Published on: July 8, 2025 at 3:57 pm
A key to effective diversity training is to inspire a shift in trainees’ mindset so that they’re willing to engage with the material and discuss it with fellow participants, then—crucially—apply what they’ve learned by putting into practice in the workplace.
Academy of Management Scholar Quinetta Roberson of Michigan State University said that she and colleagues have thought a lot about what they can do to create a new model for diversity training.
“We asked ourselves, ‘How can we do this in a way that people can actually use it?’ and so we thought about some individual or trainee personas so that participants experience what has happened in organizations and how to address those situations,” Roberson said. “You have somebody who is apprehensive and is thinking, ‘I don’t want to go through this; I don’t want to engage because I don’t want anybody yelling at me’—maybe they’re conflict-averse, and they just don’t want to be part of that sensitive conversation.

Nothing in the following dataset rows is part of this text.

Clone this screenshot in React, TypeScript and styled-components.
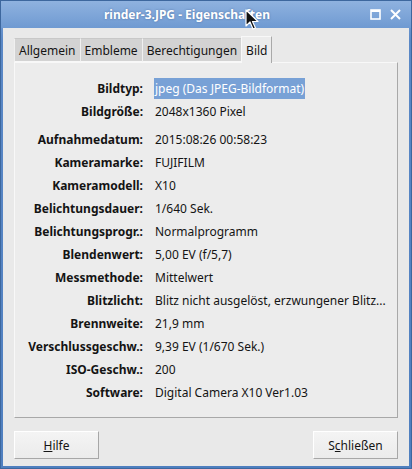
import React from "react";
import styled, { createGlobalStyle } from "styled-components";

const Global = createGlobalStyle`
  html, body { margin: 0; padding: 0; background: #4f7fbf; }
  * { box-sizing: border-box; }
`;

const Window = styled.div`
  position: relative;
  width: 412px;
  height: 469px;
  display: flex;
  flex-direction: column;
  background: linear-gradient(#86abdc, #5a88c6 40px, #4f7fbf);
  border: 1px solid #3d679e;
  font-family: "Noto Sans", "Open Sans", sans-serif;
  font-size: 12px;
  color: #141414;
  overflow: hidden;
`;

const TitleBar = styled.div`
  height: 27px;
  flex: none;
  display: flex;
  align-items: center;
  position: relative;
  padding-right: 38px;
  background: linear-gradient(#8fb2df, #6f9ad2);
`;

const Title = styled.div`
  flex: 1;
  text-align: center;
  color: #ffffff;
  font-weight: bold;
  font-size: 12px;
  text-shadow: 0 0 2px rgba(30, 60, 110, 0.5);
`;

const Controls = styled.div`
  position: absolute;
  right: 10px;
  top: 8px;
  display: flex;
  gap: 9px;
  align-items: center;
`;

const Body = styled.div`
  flex: 1;
  margin: 0 2px 3px 2px;
  background: #e9e9e9;
  padding: 9px 11px 7px 11px;
  display: flex;
  flex-direction: column;
`;

const TabRow = styled.div`
  display: flex;
  align-items: flex-end;
  height: 25px;
  position: relative;
  z-index: 1;
`;

const Tab = styled.div<{ $active?: boolean }>`
  height: ${(p) => (p.$active ? "27px" : "24px")};
  margin-bottom: ${(p) => (p.$active ? "-1px" : "0")};
  padding: 0 4px;
  display: flex;
  align-items: center;
  background: ${(p) => (p.$active ? "#ececec" : "#d3d3d3")};
  border: 1px solid #a9a9a9;
  border-top-color: ${(p) => (p.$active ? "#f8f8f8" : "#c8c8c8")};
  border-left-color: ${(p) => (p.$active ? "#f8f8f8" : "#f0f0f0")};
  border-bottom: ${(p) => (p.$active ? "none" : "1px solid #f8f8f8")};
  margin-left: -1px;
  font-size: 12px;
  color: #141414;
  &:first-child { margin-left: 0; }
`;

const Panel = styled.div`
  height: 356px;
  flex: none;
  background: #ececec;
  border: 1px solid #a8a8a8;
  border-top-color: #f8f8f8;
  border-left-color: #f8f8f8;
  padding: 14px 0 0 0;
`;

const Grid = styled.div`
  display: grid;
  grid-template-columns: 128px 1fr;
  column-gap: 12px;
  font-size: 12px;
`;

const Label = styled.div<{ $gap?: boolean }>`
  height: 23px;
  display: flex;
  align-items: center;
  justify-content: flex-end;
  font-weight: bold;
  white-space: nowrap;
  margin-top: ${(p) => (p.$gap ? "5px" : "0")};
`;

const Value = styled.div<{ $gap?: boolean }>`
  height: 23px;
  display: flex;
  align-items: center;
  white-space: nowrap;
  margin-top: ${(p) => (p.$gap ? "5px" : "0")};
`;

const Selected = styled.span`
  background: #78a1d6;
  color: #ffffff;
  padding: 2px 1px 2px 1px;
  margin-left: -1px;
`;

const Footer = styled.div`
  display: flex;
  justify-content: space-between;
  margin-top: 13px;
`;

const Button = styled.div`
  width: 85px;
  height: 28px;
  display: flex;
  align-items: center;
  justify-content: center;
  background: linear-gradient(#f4f4f4, #ebebeb);
  border: 1px solid #a7a7a7;
  border-top-color: #ffffff;
  border-left-color: #ffffff;
  font-size: 12px;
  color: #141414;
`;

const U = styled.span`
  text-decoration: underline;
`;

const Cursor = styled.svg`
  position: absolute;
  left: 244px;
  top: 8px;
`;

const rows: [string, React.ReactNode, boolean?][] = [
  ["Bildtyp:", <Selected>jpeg (Das JPEG-Bildformat)</Selected>],
  ["Bildgröße:", "2048x1360 Pixel"],
  ["Aufnahmedatum:", "2015:08:26 00:58:23", true],
  ["Kameramarke:", "FUJIFILM"],
  ["Kameramodell:", "X10"],
  ["Belichtungsdauer:", "1/640 Sek."],
  ["Belichtungsprogr.:", "Normalprogramm"],
  ["Blendenwert:", "5,00 EV (f/5,7)"],
  ["Messmethode:", "Mittelwert"],
  ["Blitzlicht:", "Blitz nicht ausgelöst, erzwungener Blitz..."],
  ["Brennweite:", "21,9 mm"],
  ["Verschlussgeschw.:", "9,39 EV (1/670 Sek.)"],
  ["ISO-Geschw.:", "200"],
  ["Software:", "Digital Camera X10 Ver1.03"],
];

export default function App() {
  return (
    <>
      <Global />
      <Window>
        <TitleBar>
          <Title>rinder-3.JPG - Eigenschaften</Title>
          <Controls>
            <svg width="11" height="11" viewBox="0 0 11 11">
              <rect x="1" y="1" width="9" height="9" fill="none" stroke="#fff" strokeWidth="1.6" />
              <rect x="1" y="1" width="9" height="2" fill="#fff" />
            </svg>
            <svg width="11" height="11" viewBox="0 0 11 11">
              <path d="M1 1 L10 10 M10 1 L1 10" stroke="#fff" strokeWidth="2" />
            </svg>
          </Controls>
        </TitleBar>
        <Body>
          <TabRow>
            <Tab>Allgemein</Tab>
            <Tab>Embleme</Tab>
            <Tab>Berechtigungen</Tab>
            <Tab $active>Bild</Tab>
          </TabRow>
          <Panel>
            <Grid>
              {rows.map(([l, v, g], i) => (
                <React.Fragment key={i}>
                  <Label $gap={g}>{l}</Label>
                  <Value $gap={g}>{v}</Value>
                </React.Fragment>
              ))}
            </Grid>
          </Panel>
          <Footer>
            <Button>
              <U>H</U>ilfe
            </Button>
            <Button>
              S<U>c</U>hließen
            </Button>
          </Footer>
        </Body>
        <Cursor width="14" height="22" viewBox="0 0 14 22">
          <path d="M1 1 L1 17 L5 13 L8 20 L10.5 19 L7.5 12.5 L13 12.5 Z" fill="#111" stroke="#fff" strokeWidth="1.2" strokeLinejoin="round" />
        </Cursor>
      </Window>
    </>
  );
}
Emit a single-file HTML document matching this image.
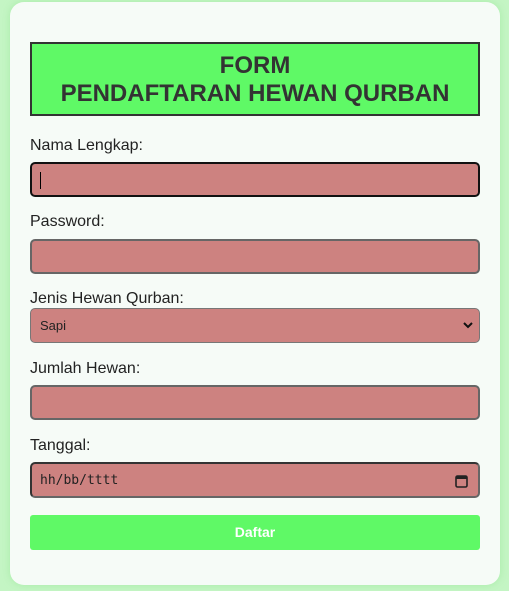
<!DOCTYPE html>
<html><head><style>
body{margin:0;width:509px;height:591px;background:#c4f5c4;font-family:"Liberation Sans",sans-serif;position:relative;overflow:hidden}
.card{position:absolute;left:10px;top:2px;width:490px;height:583px;background:#f6fbf7;border-radius:14px;box-shadow:0 0 8px rgba(150,230,150,.6)}
.h{position:absolute;left:30px;top:42px;width:446px;border:2px solid #333;background:#5ff966;color:#333;font-weight:bold;font-size:24px;text-align:center;line-height:28px;padding-top:8px;height:62px}
.l{position:absolute;left:30px;font-size:16px;color:#222}
.i{position:absolute;left:30px;width:450px;box-sizing:border-box;background:#cd8280;border:2px solid #666;border-radius:5px}
.b{position:absolute;left:30px;top:515px;width:450px;height:35px;background:#5ff966;border-radius:3px;color:#fff;font-weight:bold;font-size:14px;text-align:center;line-height:35px}
</style></head><body>
<div class="card"></div>
<div class="h">FORM<br>PENDAFTARAN HEWAN QURBAN</div>
<div class="l" style="top:137px">Nama Lengkap:</div>
<div class="i" style="top:162px;height:35px;border-color:#111"><div style="position:absolute;left:8px;top:8px;width:1px;height:17px;background:#000"></div></div>
<div class="l" style="top:213px">Password:</div>
<div class="i" style="top:239px;height:35px"></div>
<div class="l" style="top:290px">Jenis Hewan Qurban:</div>
<div class="i" style="top:308px;height:35px;border-width:1px;border-color:#777"><span style="position:absolute;left:9px;top:9px;font-size:13px;color:#222">Sapi</span><svg style="position:absolute;right:6px;top:12px" width="10" height="8" viewBox="0 0 10 8"><path d="M1 2l4 4 4-4" stroke="#111" stroke-width="2" fill="none"/></svg></div>
<div class="l" style="top:360px">Jumlah Hewan:</div>
<div class="i" style="top:385px;height:35px"></div>
<div class="l" style="top:437px">Tanggal:</div>
<div class="i" style="top:462px;height:36px;border-color:#333 #666 #666 #333"><span style="position:absolute;left:8px;top:9px;font-family:'DejaVu Sans Mono',monospace;font-size:13px;color:#222">hh/bb/tttt</span><svg style="position:absolute;right:10px;top:10px" width="13" height="14" viewBox="0 0 13 14"><rect x="1" y="2" width="11" height="11" rx="1.5" fill="none" stroke="#222" stroke-width="1.6"/><rect x="1" y="2" width="11" height="3" fill="#222"/></svg></div>
<div class="b">Daftar</div>
</body></html>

“At same time, you have trainees who are very zealous, somebody who thinks, ‘I know everything, and I could basically teach this training myself,’ and their motivation and learning is also stifled because they’re already thinking, ‘I got this’—they don’t necessarily feel like there’s anything for them to learn,” she said. “So we wanted to create this diversity-training model that’s applicable to everybody.
“Regardless of whether somebody is resistant or 100% gung-ho, how do you get that person engaged? How do you get them to into the proper mindset for the training and wanting to learn and engage and, most importantly, use it once they get back into the work environment?”